UF's hand stretches across Florida vineyards
Published: Saturday, April 19, 2014 at 6:01 a.m.
Last Modified: Friday, April 18, 2014 at 7:42 p.m.
ST. AUGUSTINE — April 2 was the sixth time Tim Fannin and his wife, Andrea Lavorie, had toured San Sebastian Winery in St. Augustine, but it was the first time they saw the wine they love being bottled.
Fannin, a 60-year-old from South Deerfield, Mass., said they visit the nation's oldest city a couple times a year to see family and briefly escape the cold, eventually making their way to San Sebastian to sample the winery's different products before buying a case.

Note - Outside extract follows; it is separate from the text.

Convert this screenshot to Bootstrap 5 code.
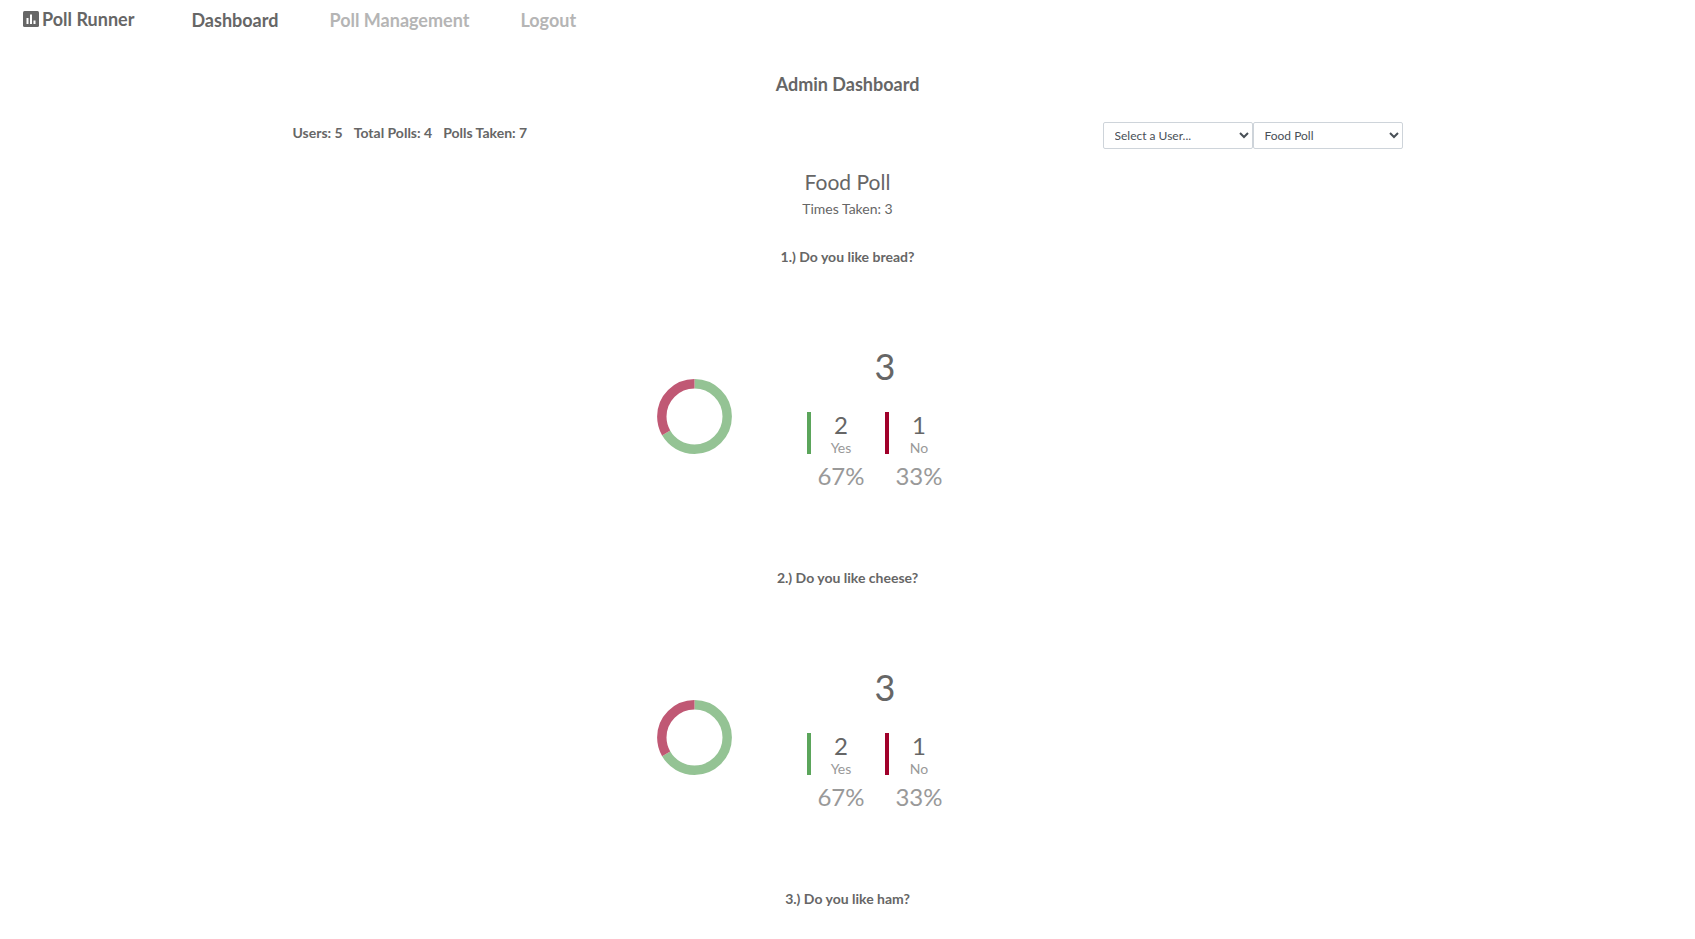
<!DOCTYPE html>
<html lang="en">
<head>
<meta charset="utf-8">
<meta name="viewport" content="width=device-width, initial-scale=1">
<title>Poll Runner</title>
<link href="https://cdn.jsdelivr.net/npm/bootstrap@5.3.0/dist/css/bootstrap.min.css" rel="stylesheet">
<style>
  body { font-family: Lato, sans-serif; font-size: 14px; line-height: 20px; color: #666; background: #fff; overflow-x: hidden; }
  .topbar { padding: 6px 23px; gap: 51px; font-size: 18px; line-height: 28px; font-weight: 700; }
  .topbar a { color: #b5b5b5; text-decoration: none; }
  .topbar a.brand, .topbar a.active { color: #666; }
  .topbar .brand { margin-right: 6px; line-height: 26px; gap: 3px; }
  .dash { max-width: 1140px; padding: 0 15px; }
  .page-title { font-size: 18px; line-height: 24px; font-weight: 700; margin: 32px 0 26px; }
  .totals { gap: 11px; line-height: 22px; }
  .picker { width: 150px; height: 27px; padding: 4px 7px; font-size: 12px; line-height: 18px; color: #495057; border: 1px solid #ced4da; border-radius: 2px; appearance: auto; background: #fff; }
  .poll-name { font-size: 21px; line-height: 28px; font-weight: 400; margin: 19px 0 3px; }
  .question { font-size: 14px; line-height: 20px; font-weight: 700; margin: 0; }
  .question-block { height: 321px; }
  .result { margin-top: 75px; }
  .donut { width: 75px; height: 75px; margin-top: 37px; }
  .stats { width: 307px; padding-top: 2px; }
  .total { font-size: 36px; line-height: 44px; margin-bottom: 24px; }
  .answer { width: 64px; margin-right: 14px; }
  .tally { border-left: 4px solid; height: 42px; }
  .tally.yes { border-color: #5ba55b; }
  .tally.no { border-color: #a0002a; }
  .count { font-size: 24px; line-height: 26px; color: #666; }
  .choice { font-size: 14px; line-height: 19px; color: #999; }
  .percent { font-size: 24px; line-height: 30px; margin: 7px 0 0 4px; color: #999; }
</style>
</head>
<body>
<nav class="topbar d-flex flex-wrap align-items-start">
  <a href="#" class="brand d-flex align-items-center">
    <svg width="16" height="16" viewBox="0 0 16 16" aria-hidden="true"><rect width="16" height="16" rx="1.5" fill="#666"/><path d="M3.5 7h2v6h-2zM7 3.5h2V13H7zM10.5 9.5h2V13h-2z" fill="#fff"/></svg>
    <span>Poll Runner</span>
  </a>
  <a href="#" class="active" aria-current="page">Dashboard</a>
  <a href="#">Poll Management</a>
  <a href="#">Logout</a>
</nav>
<main class="dash mx-auto">
  <h1 class="page-title text-center">Admin Dashboard</h1>
  <div class="d-flex flex-wrap justify-content-between align-items-start">
    <div class="totals d-flex fw-bold"><span>Users: 5</span><span>Total Polls: 4</span><span>Polls Taken: 7</span></div>
    <form class="d-flex">
      <select class="picker" aria-label="User"><option>Select a User...</option></select>
      <select class="picker" aria-label="Poll"><option>Food Poll</option></select>
    </form>
  </div>
  <section class="text-center">
    <h2 class="poll-name">Food Poll</h2>
    <p class="times mb-4 pb-1">Times Taken: 3</p>
    <article class="question-block">
      <h3 class="question">1.) Do you like bread?</h3>
      <div class="result d-flex justify-content-center">
        <svg class="donut" viewBox="0 0 75 75" role="img" aria-label="67% yes, 33% no"><g fill="none" stroke-width="9.4" transform="rotate(-90 37.5 37.5)"><circle cx="37.5" cy="37.5" r="32.7" pathLength="3" stroke="#94c394" stroke-dasharray="2 1"/><circle cx="37.5" cy="37.5" r="32.7" pathLength="3" stroke="#c05874" stroke-dasharray="1 2" stroke-dashoffset="-2"/></g></svg>
        <div class="stats">
          <div class="total">3</div>
          <div class="d-flex justify-content-center">
            <div class="answer"><div class="tally yes"><div class="count">2</div><div class="choice">Yes</div></div><div class="percent">67%</div></div>
            <div class="answer"><div class="tally no"><div class="count">1</div><div class="choice">No</div></div><div class="percent">33%</div></div>
          </div>
        </div>
      </div>
    </article>
    <article class="question-block">
      <h3 class="question">2.) Do you like cheese?</h3>
      <div class="result d-flex justify-content-center">
        <svg class="donut" viewBox="0 0 75 75" role="img" aria-label="67% yes, 33% no"><g fill="none" stroke-width="9.4" transform="rotate(-90 37.5 37.5)"><circle cx="37.5" cy="37.5" r="32.7" pathLength="3" stroke="#94c394" stroke-dasharray="2 1"/><circle cx="37.5" cy="37.5" r="32.7" pathLength="3" stroke="#c05874" stroke-dasharray="1 2" stroke-dashoffset="-2"/></g></svg>
        <div class="stats">
          <div class="total">3</div>
          <div class="d-flex justify-content-center">
            <div class="answer"><div class="tally yes"><div class="count">2</div><div class="choice">Yes</div></div><div class="percent">67%</div></div>
            <div class="answer"><div class="tally no"><div class="count">1</div><div class="choice">No</div></div><div class="percent">33%</div></div>
          </div>
        </div>
      </div>
    </article>
    <article>
      <h3 class="question">3.) Do you like ham?</h3>
    </article>
  </section>
</main>
<script src="https://cdn.jsdelivr.net/npm/bootstrap@5.3.0/dist/js/bootstrap.bundle.min.js"></script>
</body>
</html>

What is usually a quiet, guided tour quickly turned into an assembly line of hissing machinery.
After Fannin walked up 20 stairs to the catwalk above the factory, he looked down and watched the wine being bottled. The bottling aerated the room in a deep, fruity cloud as employees filled, corked and sealed San Sebastian's Port Ruby, which is barrel-aged for one year.
Four employees pushed about 28 to 32 bottles through the production line, which was the size of a large dining room table, every minute and boxed up about 115 cases in an hour, at 12 bottles per case.

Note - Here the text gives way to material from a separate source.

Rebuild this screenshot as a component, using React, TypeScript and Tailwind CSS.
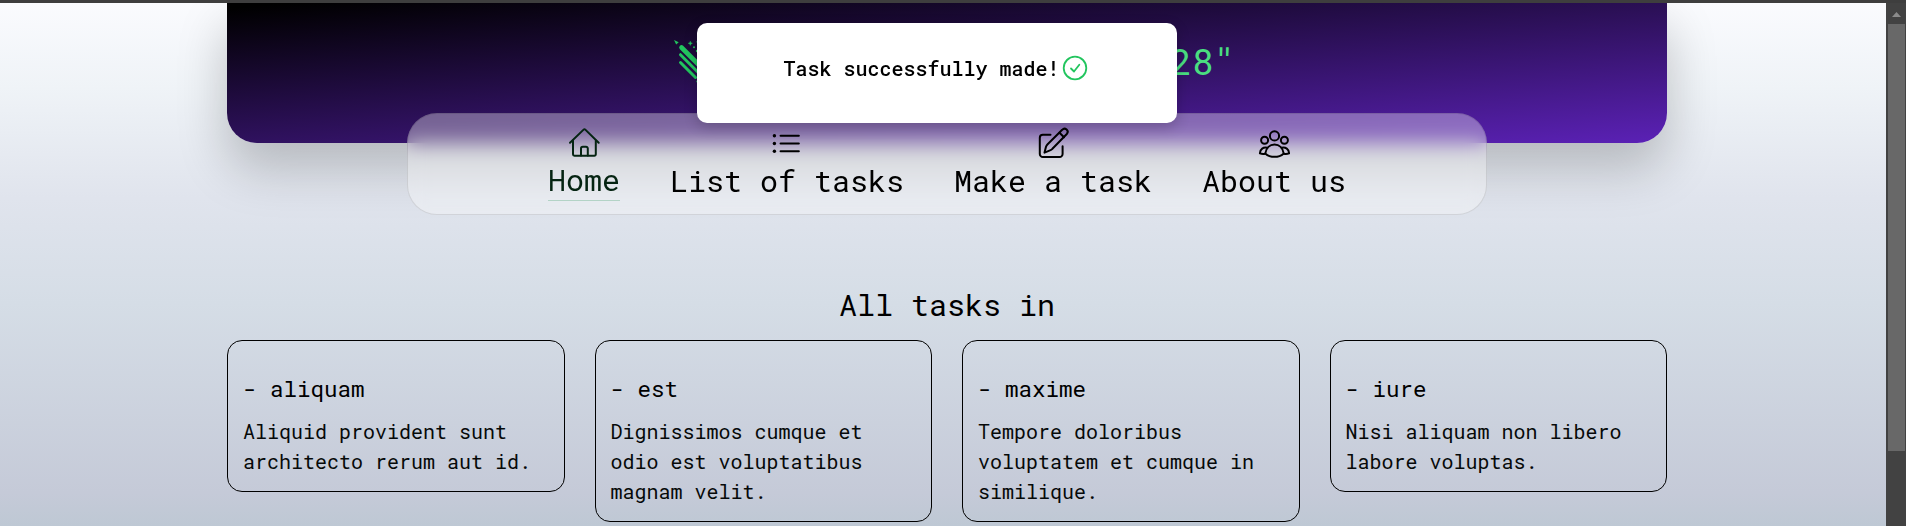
import type { ReactNode } from "react";

const tasks = [
  { title: "aliquam", text: "Aliquid provident sunt architecto rerum aut id." },
  { title: "est", text: "Dignissimos cumque et odio est voluptatibus magnam velit." },
  { title: "maxime", text: "Tempore doloribus voluptatem et cumque in similique." },
  { title: "iure", text: "Nisi aliquam non libero labore voluptas." },
];

function Icon({ children }: { children: ReactNode }) {
  return (
    <svg
      className="h-9 w-9 shrink-0"
      viewBox="0 0 36 36"
      fill="none"
      stroke="currentColor"
      strokeWidth="2"
      strokeLinecap="round"
      strokeLinejoin="round"
    >
      {children}
    </svg>
  );
}

const HomeIcon = () => (
  <Icon>
    <path d="M4 16.7 17.6 3.6a1.200 1.200 0 0 1 1.700 0L32.7 16.7" />
    <path d="M7 14.500V28.300a1.400 1.400 0 0 0 1.400 1.400H28.400a1.400 1.400 0 0 0 1.400-1.400V14.500" />
    <path d="M15 29.500V22.500a1.800 1.800 0 0 1 1.800-1.800h3.200a1.800 1.800 0 0 1 1.800 1.800v7" />
  </Icon>
);

const ListIcon = () => (
  <Icon>
    <path d="M11.6 9.8H29.8M11.6 17.500H29.8M11.6 25.2H29.8" strokeWidth="2.100" />
    <g fill="currentColor" stroke="none">
      <circle cx="5.4" cy="9.8" r="1.700" />
      <circle cx="5.4" cy="17.500" r="1.700" />
      <circle cx="5.4" cy="25.2" r="1.700" />
    </g>
  </Icon>
);

const EditIcon = () => (
  <Icon>
    <path d="M15.500 8.7H7.8a3 3 0 0 0-3 3V28a3 3 0 0 0 3 3H24.600a3 3 0 0 0 3-3V20.300" />
    <path d="M9.500 26.600l1.500-5.800a6 6 0 0 1 1.600-2.600L27.200 3.800a3 3 0 0 1 4.600 4.200L17.400 22.800a6 6 0 0 1-2.400 1.600z" />
    <path d="M24.500 6.700l4.500 4.500" />
  </Icon>
);

const UsersIcon = () => (
  <Icon>
    <circle cx="18.500" cy="9.9" r="4.600" />
    <circle cx="8.600" cy="14.300" r="3.500" />
    <circle cx="28.400" cy="14.300" r="3.500" />
    <path d="M9.300 27.400C10.200 22 13.800 18.600 18.500 18.600s8.300 3.400 9.200 8.800c-5 4.600-13.400 4.600-18.400 0z" />
    <path d="M11.400 21.800C7.200 21 4.200 23 3.900 27.300c1.600.6 3.200.8 5.200.4M25.600 21.800c4.200-.8 7.200 1.200 7.500 5.500-1.600.6-3.200.8-5.200.4" />
  </Icon>
);

const PencilsIcon = () => (
  <svg className="h-[48px] w-[48px] shrink-0 text-[#22c55e]" viewBox="0 0 48 48" fill="currentColor">
    <path d="M7 3l4.700 2.300-2.500 2.300z" />
    <path d="M14.500 10.500 36 32" stroke="currentColor" strokeWidth="4.600" strokeLinecap="round" />
    <path d="M13.500 17.700 34 38.200M13.500 25.500 28.500 40.500" stroke="currentColor" strokeWidth="3" strokeLinecap="round" />
    <path d="M23.300 4.200l.6 1.500 1.500.6-1.500.6-.6 1.500-.6-1.500-1.500-.6 1.500-.6z" stroke="currentColor" strokeWidth=".4" />
    <circle cx="27" cy="10.200" r="1" />
    <circle cx="30" cy="14" r="1.200" />
    <circle cx="30.300" cy="4.800" r=".9" />
    <circle cx="30.300" cy="44.500" r="1" />
  </svg>
);

function NavItem({ label, icon, active }: { label: string; icon: ReactNode; active?: boolean }) {
  return (
    <a className={active ? "flex flex-col items-center text-[#052412]" : "flex flex-col items-center text-black"}>
      {icon}
      <span
        className={
          active
            ? "block h-[39px] border-b border-[#b3d3c6] text-3xl leading-9"
            : "block h-[39px] text-3xl leading-[38px]"
        }
      >
        {label}
      </span>
    </a>
  );
}

export default function App() {
  return (
    <div className="relative flex h-[526px] w-[1906px] flex-col overflow-hidden bg-[#3e3e3e] font-['Roboto_Mono','Liberation_Mono',monospace] text-black">
      <div className="mt-[3px] flex min-h-0 flex-1">
        <main className="w-[1886px] overflow-hidden bg-[linear-gradient(180deg,#fafbfe_0px,#eff3f7_85px,#e0e4ed_195px,#d5dde6_300px,#c5cad8_490px,#bec8d4_523px)] pl-[227px]">
          <div className="w-[1440px]">
            <header className="flex h-[140px] justify-center rounded-b-[30px] bg-[linear-gradient(175deg,#000_2%,#5b21b6_100%)] pt-[34px] shadow-[0_25px_50px_0_rgba(0,0,0,0.22)]">
              <div className="flex w-[560px] justify-between">
                <PencilsIcon />
                <span className="-mr-2 text-4xl leading-[48px] text-[#4ade80]">28"</span>
              </div>
            </header>
            <nav className="relative mx-auto -mt-[30px] flex h-[102px] w-[1080px] justify-center gap-[50px] rounded-[30px] border border-black/10 bg-white/35 pt-3 backdrop-blur-[10px]">
              <NavItem label="Home" icon={<HomeIcon />} active />
              <NavItem label="List of tasks" icon={<ListIcon />} />
              <NavItem label="Make a task" icon={<EditIcon />} />
              <NavItem label="About us" icon={<UsersIcon />} />
            </nav>
            <h1 className="mt-[72px] h-[53px] text-center text-3xl leading-9">All tasks in</h1>
            <div className="grid grid-cols-4 items-start gap-[30px]">
              {tasks.map((t) => (
                <article key={t.title} className="rounded-[15px] border border-black px-[15px] pt-[29px] pb-[15px]">
                  <h2 className="mb-[10px] text-[22.500px] leading-[36px]">- {t.title}</h2>
                  <p className="text-xl leading-[30px] text-[#060909]">{t.text}</p>
                </article>
              ))}
            </div>
          </div>
        </main>
        <aside className="flex w-5 flex-col bg-[#424242] pr-px pl-0.5">
          <svg className="h-[21px] w-[17px]" viewBox="0 0 17 21">
            <path d="M4 14 8.500 9 13 14z" fill="#8b8b8b" />
          </svg>
          <div className="h-[427px] w-[17px] bg-[#686868]" />
        </aside>
      </div>
      <div
        role="status"
        className="absolute top-[23px] left-[697px] flex h-[100px] w-[480px] items-center rounded-[10px] bg-white pb-[10px] pl-[86.500px] shadow-[0_4px_14px_rgba(0,0,0,0.2)]"
      >
        <span className="text-xl leading-[30px] font-medium">Task successfully made!</span>
        <svg className="ml-[2.500px] h-[26px] w-[26px] text-[#22c55e]" viewBox="0 0 26 26" fill="none" stroke="currentColor" strokeWidth="1.800" strokeLinecap="round" strokeLinejoin="round">
          <circle cx="13" cy="13" r="11.300" />
          <path d="M9 13.500 12 16.500 17.300 9.700" />
        </svg>
      </div>
    </div>
  );
}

After seeing and smelling the bottling, Fanning said he wished he had the same setup at home.
Of the dozen or so different wines San Sebastian makes, only a handful are bottled at the St. Augustine location: the Port Ruby, Cream Sherry and 2-year Port. Most of the other bottling takes place at its Clermont vineyard.
One wine in particular that's bottled there is made from hybrid grapes bred out of the University of Florida's Institute of Food and Agricultural Sciences program in Apopka.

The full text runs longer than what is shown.